■ WHAT IS ASKED
Give the data again exactly as written, skipping any pictures.

════

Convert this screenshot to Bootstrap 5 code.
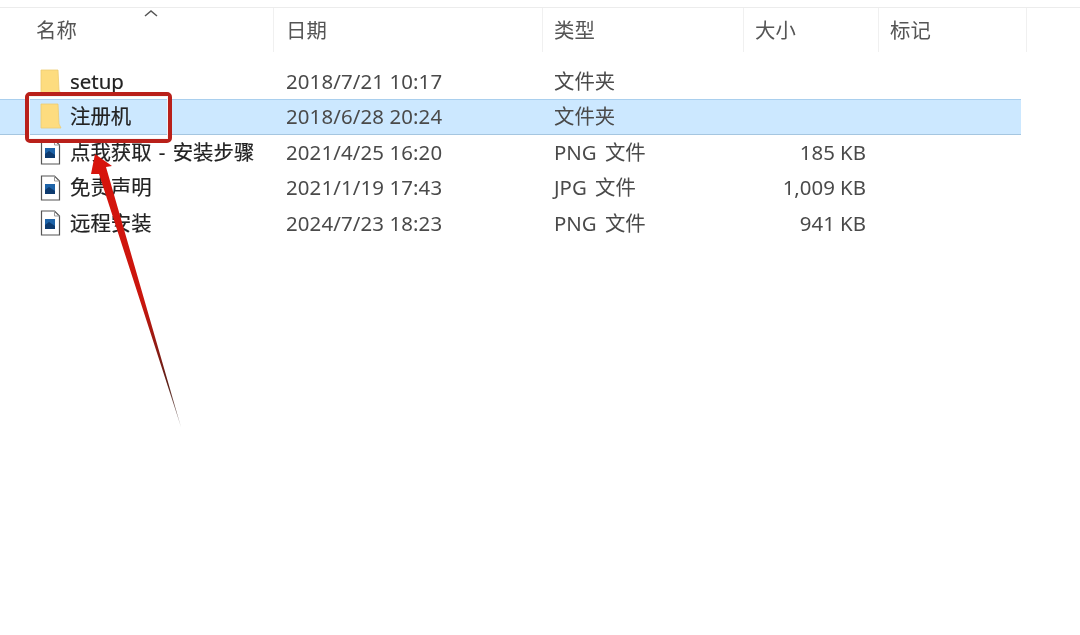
<!DOCTYPE html>
<html lang="zh-CN">
<head>
  <meta charset="UTF-8" />
  <title>文件列表</title>
  <link href="https://cdn.jsdelivr.net/npm/bootstrap@5.3.0/dist/css/bootstrap.min.css" rel="stylesheet" />
  <style>
    html, body { height: 100%; }
    body {
      background: #fff;
      font-family: "Noto Sans", "Noto Sans CJK SC", sans-serif;
      font-size: 20.4px;
      color: #4a4a4a;
      overflow: hidden;
    }
    .explorer { padding-top: 7px; filter: blur(.35px); }
    .head-row {
      height: 45px;
      border-top: 1px solid #ececec;
      color: #555;
    }
    .head-cell {
      display: flex;
      align-items: center;
      padding-top: 1px;
      border-right: 1px solid #f0f0f0;
      position: relative;
    }
    .col-name { width: 274px; padding-left: 36px; }
    .col-date { width: 269px; padding-left: 12px; }
    .col-type { width: 201px; padding-left: 11px; }
    .col-size { width: 135px; padding-left: 11px; }
    .col-tag { width: 148px; padding-left: 11px; }
    .sort-caret { position: absolute; left: 143px; top: 0; }
    .file-list { padding-top: 12px; }
    .file-row { height: 35.3px; width: 1021px; align-items: center; }
    .file-row.picked {
      background: #cce8ff;
      border-top: 1px solid #a9cfee;
      border-bottom: 1px solid #a5c6e0;
      padding-bottom: 1px;
    }
    .name-cell {
      width: 274px;
      display: flex;
      align-items: center;
      color: #222;
      white-space: pre;
      word-spacing: 2px;
      -webkit-text-stroke: .2px #222;
    }
    .file-ico { margin-left: 40px; width: 22px; flex: none; margin-right: 8px; display: block; }
    .date-cell { width: 269px; padding-left: 12px; letter-spacing: .13px; }
    .type-cell { width: 201px; padding-left: 11px; word-spacing: 3px; }
    .size-cell { width: 122px; text-align: right; }
    .red-frame {
      position: absolute;
      left: 25px; top: 92px;
      width: 147px; height: 51px;
      border: 4px solid #b9201a;
      border-radius: 5px;
    }
    .red-frame::after {
      content: "";
      position: absolute;
      inset: 0;
      border: 1px solid #f4f4f4;
    }
    .red-arrow { position: absolute; left: 0; top: 0; }
  </style>
</head>
<body>
  <div class="explorer position-relative">
    <div class="head-row d-flex">
      <div class="head-cell col-name">名称
        <svg class="sort-caret" width="16" height="9" viewBox="0 0 16 9"><path d="M2 8 8 3l6 5" fill="none" stroke="#555" stroke-width="1.5"/></svg>
      </div>
      <div class="head-cell col-date">日期</div>
      <div class="head-cell col-type">类型</div>
      <div class="head-cell col-size">大小</div>
      <div class="head-cell col-tag">标记</div>
    </div>

    <div class="file-list">
      <div class="file-row d-flex">
        <div class="name-cell">
          <svg class="file-ico" height="30" viewBox="0 0 22 30"><path d="M1 3h17l1 20 2 4H1z" fill="#fddc7f" stroke="#eccb72" stroke-width=".8"/></svg><span>setup</span>
        </div>
        <div class="date-cell">2018/7/21 10:17</div>
        <div class="type-cell">文件夹</div>
      </div>
      <div class="file-row picked d-flex">
        <div class="name-cell">
          <svg class="file-ico" height="30" viewBox="0 0 22 30"><path d="M1 3h17l1 20 2 4H1z" fill="#fddc7f" stroke="#eccb72" stroke-width=".8"/></svg><span>注册机</span>
        </div>
        <div class="date-cell">2018/6/28 20:24</div>
        <div class="type-cell">文件夹</div>
      </div>
      <div class="file-row d-flex">
        <div class="name-cell">
          <svg class="file-ico" height="26" viewBox="0 0 22 26"><path d="M1.5 1h13l5 5v19h-18z" fill="#fff" stroke="#555" stroke-width="1.2"/><path d="M14.5 1v5h5" fill="none" stroke="#999"/><path d="M5 9h10v10H5z" fill="#1d63a8"/><path d="M5 15l4-3 6 4v3H5z" fill="#0d3a6e"/></svg><span>点我获取 - 安装步骤</span>
        </div>
        <div class="date-cell">2021/4/25 16:20</div>
        <div class="type-cell">PNG 文件</div>
        <div class="size-cell">185 KB</div>
      </div>
      <div class="file-row d-flex">
        <div class="name-cell">
          <svg class="file-ico" height="26" viewBox="0 0 22 26"><path d="M1.5 1h13l5 5v19h-18z" fill="#fff" stroke="#555" stroke-width="1.2"/><path d="M14.5 1v5h5" fill="none" stroke="#999"/><path d="M5 9h10v10H5z" fill="#1d63a8"/><path d="M5 15l4-3 6 4v3H5z" fill="#0d3a6e"/></svg><span>免责声明</span>
        </div>
        <div class="date-cell">2021/1/19 17:43</div>
        <div class="type-cell">JPG 文件</div>
        <div class="size-cell">1,009 KB</div>
      </div>
      <div class="file-row d-flex">
        <div class="name-cell">
          <svg class="file-ico" height="26" viewBox="0 0 22 26"><path d="M1.5 1h13l5 5v19h-18z" fill="#fff" stroke="#555" stroke-width="1.2"/><path d="M14.5 1v5h5" fill="none" stroke="#999"/><path d="M5 9h10v10H5z" fill="#1d63a8"/><path d="M5 15l4-3 6 4v3H5z" fill="#0d3a6e"/></svg><span>远程安装</span>
        </div>
        <div class="date-cell">2024/7/23 18:23</div>
        <div class="type-cell">PNG 文件</div>
        <div class="size-cell">941 KB</div>
      </div>
    </div>
  </div>

  <!-- annotation drawn over the list -->
  <div class="red-frame"></div>
  <svg class="red-arrow" width="1080" height="635" viewBox="0 0 1080 635">
    <defs>
      <linearGradient id="arrowFade" x1="0" y1="0" x2="0" y2="1">
        <stop offset="0" stop-color="#d8140c"/>
        <stop offset=".55" stop-color="#c9160e"/>
        <stop offset=".85" stop-color="#5a2018"/>
        <stop offset="1" stop-color="#999"/>
      </linearGradient>
    </defs>
    <path d="M95 154 112 166 106 167 181 427 99 174 91 174z" fill="url(#arrowFade)"/>
  </svg>
</body>
</html>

════

■ THE SOLUTION
Convert this screenshot to Bootstrap 5 code.
<!DOCTYPE html>
<html lang="zh-CN">
<head>
  <meta charset="UTF-8" />
  <title>文件列表</title>
  <link href="https://cdn.jsdelivr.net/npm/bootstrap@5.3.0/dist/css/bootstrap.min.css" rel="stylesheet" />
  <style>
    html, body { height: 100%; }
    body {
      background: #fff;
      font-family: "Noto Sans", "Noto Sans CJK SC", sans-serif;
      font-size: 20.4px;
      color: #4a4a4a;
      overflow: hidden;
    }
    .explorer { padding-top: 7px; filter: blur(.35px); }
    .head-row {
      height: 45px;
      border-top: 1px solid #ececec;
      color: #555;
    }
    .head-cell {
      display: flex;
      align-items: center;
      padding-top: 1px;
      border-right: 1px solid #f0f0f0;
      position: relative;
    }
    .col-name { width: 274px; padding-left: 36px; }
    .col-date { width: 269px; padding-left: 12px; }
    .col-type { width: 201px; padding-left: 11px; }
    .col-size { width: 135px; padding-left: 11px; }
    .col-tag { width: 148px; padding-left: 11px; }
    .sort-caret { position: absolute; left: 143px; top: 0; }
    .file-list { padding-top: 12px; }
    .file-row { height: 35.3px; width: 1021px; align-items: center; }
    .file-row.picked {
      background: #cce8ff;
      border-top: 1px solid #a9cfee;
      border-bottom: 1px solid #a5c6e0;
      padding-bottom: 1px;
    }
    .name-cell {
      width: 274px;
      display: flex;
      align-items: center;
      color: #222;
      white-space: pre;
      word-spacing: 2px;
      -webkit-text-stroke: .2px #222;
    }
    .file-ico { margin-left: 40px; width: 22px; flex: none; margin-right: 8px; display: block; }
    .date-cell { width: 269px; padding-left: 12px; letter-spacing: .13px; }
    .type-cell { width: 201px; padding-left: 11px; word-spacing: 3px; }
    .size-cell { width: 122px; text-align: right; }
    .red-frame {
      position: absolute;
      left: 25px; top: 92px;
      width: 147px; height: 51px;
      border: 4px solid #b9201a;
      border-radius: 5px;
    }
    .red-frame::after {
      content: "";
      position: absolute;
      inset: 0;
      border: 1px solid #f4f4f4;
    }
    .red-arrow { position: absolute; left: 0; top: 0; }
  </style>
</head>
<body>
  <div class="explorer position-relative">
    <div class="head-row d-flex">
      <div class="head-cell col-name">名称
        <svg class="sort-caret" width="16" height="9" viewBox="0 0 16 9"><path d="M2 8 8 3l6 5" fill="none" stroke="#555" stroke-width="1.5"/></svg>
      </div>
      <div class="head-cell col-date">日期</div>
      <div class="head-cell col-type">类型</div>
      <div class="head-cell col-size">大小</div>
      <div class="head-cell col-tag">标记</div>
    </div>

    <div class="file-list">
      <div class="file-row d-flex">
        <div class="name-cell">
          <svg class="file-ico" height="30" viewBox="0 0 22 30"><path d="M1 3h17l1 20 2 4H1z" fill="#fddc7f" stroke="#eccb72" stroke-width=".8"/></svg><span>setup</span>
        </div>
        <div class="date-cell">2018/7/21 10:17</div>
        <div class="type-cell">文件夹</div>
      </div>
      <div class="file-row picked d-flex">
        <div class="name-cell">
          <svg class="file-ico" height="30" viewBox="0 0 22 30"><path d="M1 3h17l1 20 2 4H1z" fill="#fddc7f" stroke="#eccb72" stroke-width=".8"/></svg><span>注册机</span>
        </div>
        <div class="date-cell">2018/6/28 20:24</div>
        <div class="type-cell">文件夹</div>
      </div>
      <div class="file-row d-flex">
        <div class="name-cell">
          <svg class="file-ico" height="26" viewBox="0 0 22 26"><path d="M1.5 1h13l5 5v19h-18z" fill="#fff" stroke="#555" stroke-width="1.2"/><path d="M14.5 1v5h5" fill="none" stroke="#999"/><path d="M5 9h10v10H5z" fill="#1d63a8"/><path d="M5 15l4-3 6 4v3H5z" fill="#0d3a6e"/></svg><span>点我获取 - 安装步骤</span>
        </div>
        <div class="date-cell">2021/4/25 16:20</div>
        <div class="type-cell">PNG 文件</div>
        <div class="size-cell">185 KB</div>
      </div>
      <div class="file-row d-flex">
        <div class="name-cell">
          <svg class="file-ico" height="26" viewBox="0 0 22 26"><path d="M1.5 1h13l5 5v19h-18z" fill="#fff" stroke="#555" stroke-width="1.2"/><path d="M14.5 1v5h5" fill="none" stroke="#999"/><path d="M5 9h10v10H5z" fill="#1d63a8"/><path d="M5 15l4-3 6 4v3H5z" fill="#0d3a6e"/></svg><span>免责声明</span>
        </div>
        <div class="date-cell">2021/1/19 17:43</div>
        <div class="type-cell">JPG 文件</div>
        <div class="size-cell">1,009 KB</div>
      </div>
      <div class="file-row d-flex">
        <div class="name-cell">
          <svg class="file-ico" height="26" viewBox="0 0 22 26"><path d="M1.5 1h13l5 5v19h-18z" fill="#fff" stroke="#555" stroke-width="1.2"/><path d="M14.5 1v5h5" fill="none" stroke="#999"/><path d="M5 9h10v10H5z" fill="#1d63a8"/><path d="M5 15l4-3 6 4v3H5z" fill="#0d3a6e"/></svg><span>远程安装</span>
        </div>
        <div class="date-cell">2024/7/23 18:23</div>
        <div class="type-cell">PNG 文件</div>
        <div class="size-cell">941 KB</div>
      </div>
    </div>
  </div>

  <!-- annotation drawn over the list -->
  <div class="red-frame"></div>
  <svg class="red-arrow" width="1080" height="635" viewBox="0 0 1080 635">
    <defs>
      <linearGradient id="arrowFade" x1="0" y1="0" x2="0" y2="1">
        <stop offset="0" stop-color="#d8140c"/>
        <stop offset=".55" stop-color="#c9160e"/>
        <stop offset=".85" stop-color="#5a2018"/>
        <stop offset="1" stop-color="#999"/>
      </linearGradient>
    </defs>
    <path d="M95 154 112 166 106 167 181 427 99 174 91 174z" fill="url(#arrowFade)"/>
  </svg>
</body>
</html>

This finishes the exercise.